The temperature field distribution of various TCS configurations under F = 3% is illustrated in Figure 4. Compared to Case 1(TCS-T), the maximum temperature of TCS-LG decreased by 17.75–33.03%. This reduction is primarily attributed to the single-layer porous medium in TCS-T, which features a uniform porosity distribution. A significant portion of the coolant encounters resistance within the porous medium, causing flow diversion behind this region. Consequently, the leading-edge of the T-TCS does not receive adequately initial cooling, resulting in a localized high-temperature region at the foremost side, as depicted in Figure 4(a). In contrast, as evident from Figure 4(b)–(d), the gradient porosity of the TCS-LG allows the coolant to flow more effectively through the foremost layer of the porous medium, ensuring a uniform distribution along the hot surface. This distribution effectively shields the TCS from the thermal impact of mainstream high-temperature region. As a result, the TCS-T has only a small portion of the coolant passing through the front side of the porous medium compared to the multi-layer structures, leading to a maximum reduction in the average coolant mass fraction of up to 34.05%, as shown in Figure 4(e). Moreover, in the case of the TCS-LG2, the maximum temperature of the top layer of porous medium in Case 2 is lower than that in Case 3. According to Cheng et al. [44], smaller variations in porosity enhance cooling performance on the hot surface. Therefore, this discrepancy arises from the significant disparity in gradient porosity values between the two layers in Case 3, leading to non-uniform temperature distribution and localized temperature increases. By comparing Cases 1, 2, and 4, it is apparent that when the gradient porosity difference between two adjacent layers of porous medium remains constant, the maximum temperature in the porous medium region gradually decreases with an increase in layers. This phenomenon occurs because the temperature distribution within the porous medium region gradually becomes uniform, significantly mitigating the adverse effects of heat transfer deterioration resulting from temperature non-uniform.
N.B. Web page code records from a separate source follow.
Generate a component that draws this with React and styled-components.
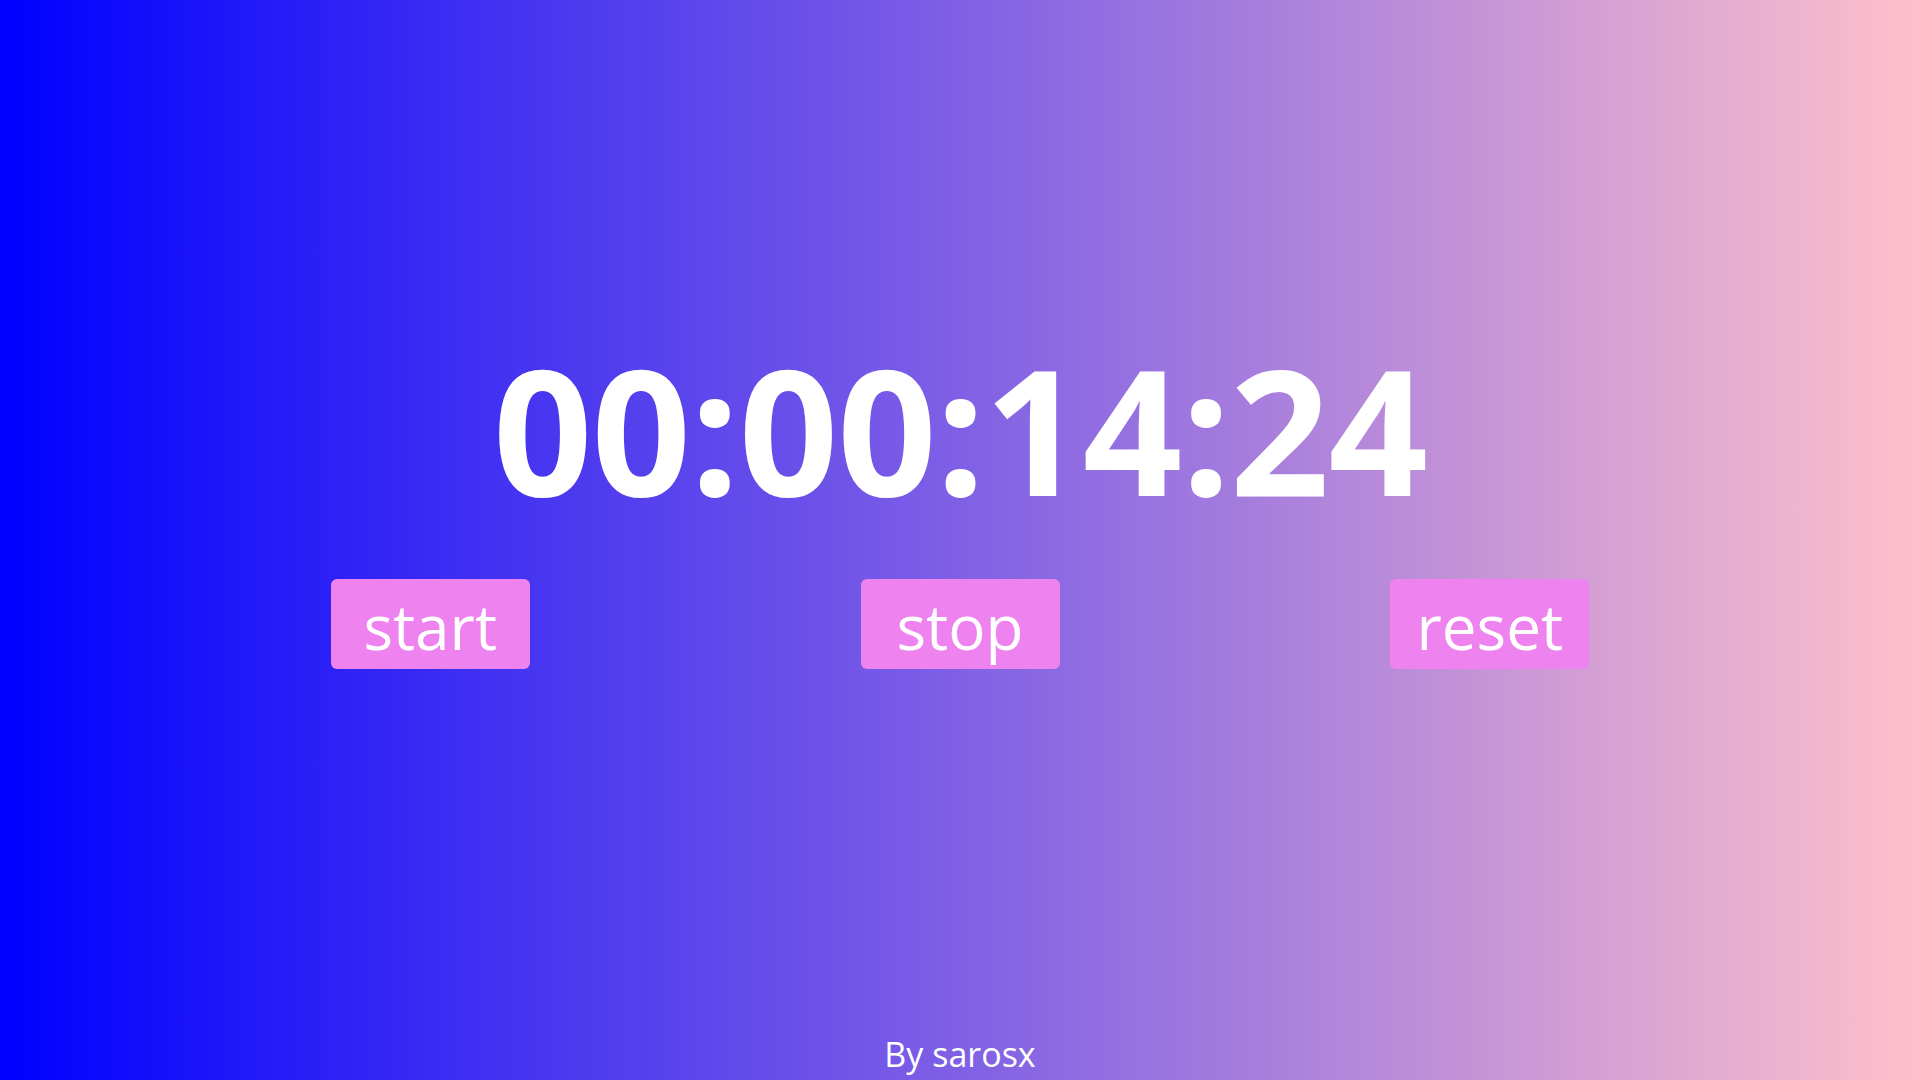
import React from 'react';
import styled, { createGlobalStyle } from 'styled-components';

const GlobalStyle = createGlobalStyle`
  html, body {
    margin: 0;
    padding: 0;
  }
  body {
    font-family: 'Open Sans', 'Noto Sans', sans-serif;
  }
`;

const StyledWrapper = styled.div`
  display: flex;
  flex-direction: column;
  align-items: stretch;
  min-height: 100vh;
  box-sizing: border-box;
  padding-top: 342px;
  padding-bottom: 9px;
  background: linear-gradient(to right, blue, pink);
  color: white;
`;

const Timer = styled.div`
  font-size: 174px;
  font-weight: 700;
  line-height: 1;
  text-align: center;
  letter-spacing: -1px;
`;

const Controls = styled.div`
  display: flex;
  justify-content: space-evenly;
  margin-top: 63px;
`;

const Button = styled.button`
  display: flex;
  align-items: center;
  justify-content: center;
  width: 199px;
  height: 90px;
  padding: 4px 0 0;
  box-sizing: border-box;
  border: none;
  border-radius: 6px;
  background-color: violet;
  color: white;
  font-family: 'Open Sans', 'Noto Sans', sans-serif;
  font-size: 62px;
  line-height: 1;
  cursor: pointer;
`;

const Footer = styled.footer`
  margin-top: auto;
  font-size: 34px;
  line-height: 1;
  text-align: center;
`;

const format = (n) => String(n).padStart(2, '0');

const App = () => {
  const time = [0, 0, 14, 24];

  return (
    <>
      <GlobalStyle />
      <StyledWrapper>
        <Timer>{time.map(format).join(':')}</Timer>
        <Controls>
          <Button type="button">start</Button>
          <Button type="button">stop</Button>
          <Button type="button">reset</Button>
        </Controls>
        <Footer>By sarosx</Footer>
      </StyledWrapper>
    </>
  );
};

export default App;
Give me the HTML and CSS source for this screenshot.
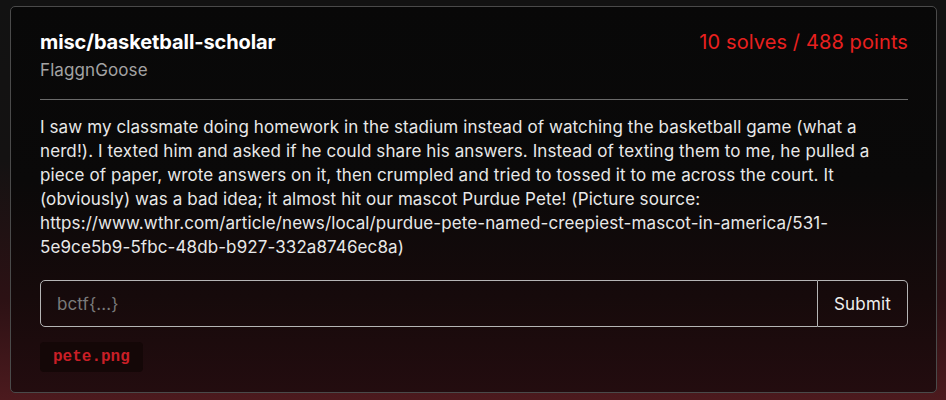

Figure 4 Temperature field distribution of different TCS (F = 3%): (a) Case 1, (b) Case 2, (c) Case 3, (d) Case 4, and (e) distribution trend of coolant in porous medium foremost side.
Figure 4

Temperature field distribution of different TCS (F = 3%): (a) Case 1, (b) Case 2, (c) Case 3, (d) Case 4, and (e) distribution trend of coolant in porous medium foremost side.

The temperature distribution in the porous medium region directly influences the effectiveness of the TCS. In this study, the local temperature variations in the porous medium region are analyzed under the conditions of F = 1, 2, and 4%. As shown in Figure 5, increasing F leads to a reduction in maximum temperatures of both TCS-T and TCS-LG, while the temperature difference (T difference) between the highest and lowest temperatures gradually narrows. This trend indicates that an increase in the m ̇ c reduces the maximum temperature within the porous medium region. Consequently, the thermal stress caused by excessive temperature differences is alleviated, resulting in a more uniform temperature distribution within the porous medium. Moreover, as shown by the temperature contours for both single-layer and multi-layer porous medium regions at the same F, the T difference decreases as the number of porous medium layers increases. Multi-layer configurations, especially TCS-LG3, demonstrate a small T difference range under higher F compared to single-layer structures, leading to a more uniform cooling effect. At the same time, as supported by the numerical simulation results of Cheng et al. [44], depicted in Figure 5(b)–(d), smaller the porosity difference between adjacent porous layers enhances coolant flow distribution, thus reducing the temperature difference range and providing a uniform temperature distribution in the porous medium region.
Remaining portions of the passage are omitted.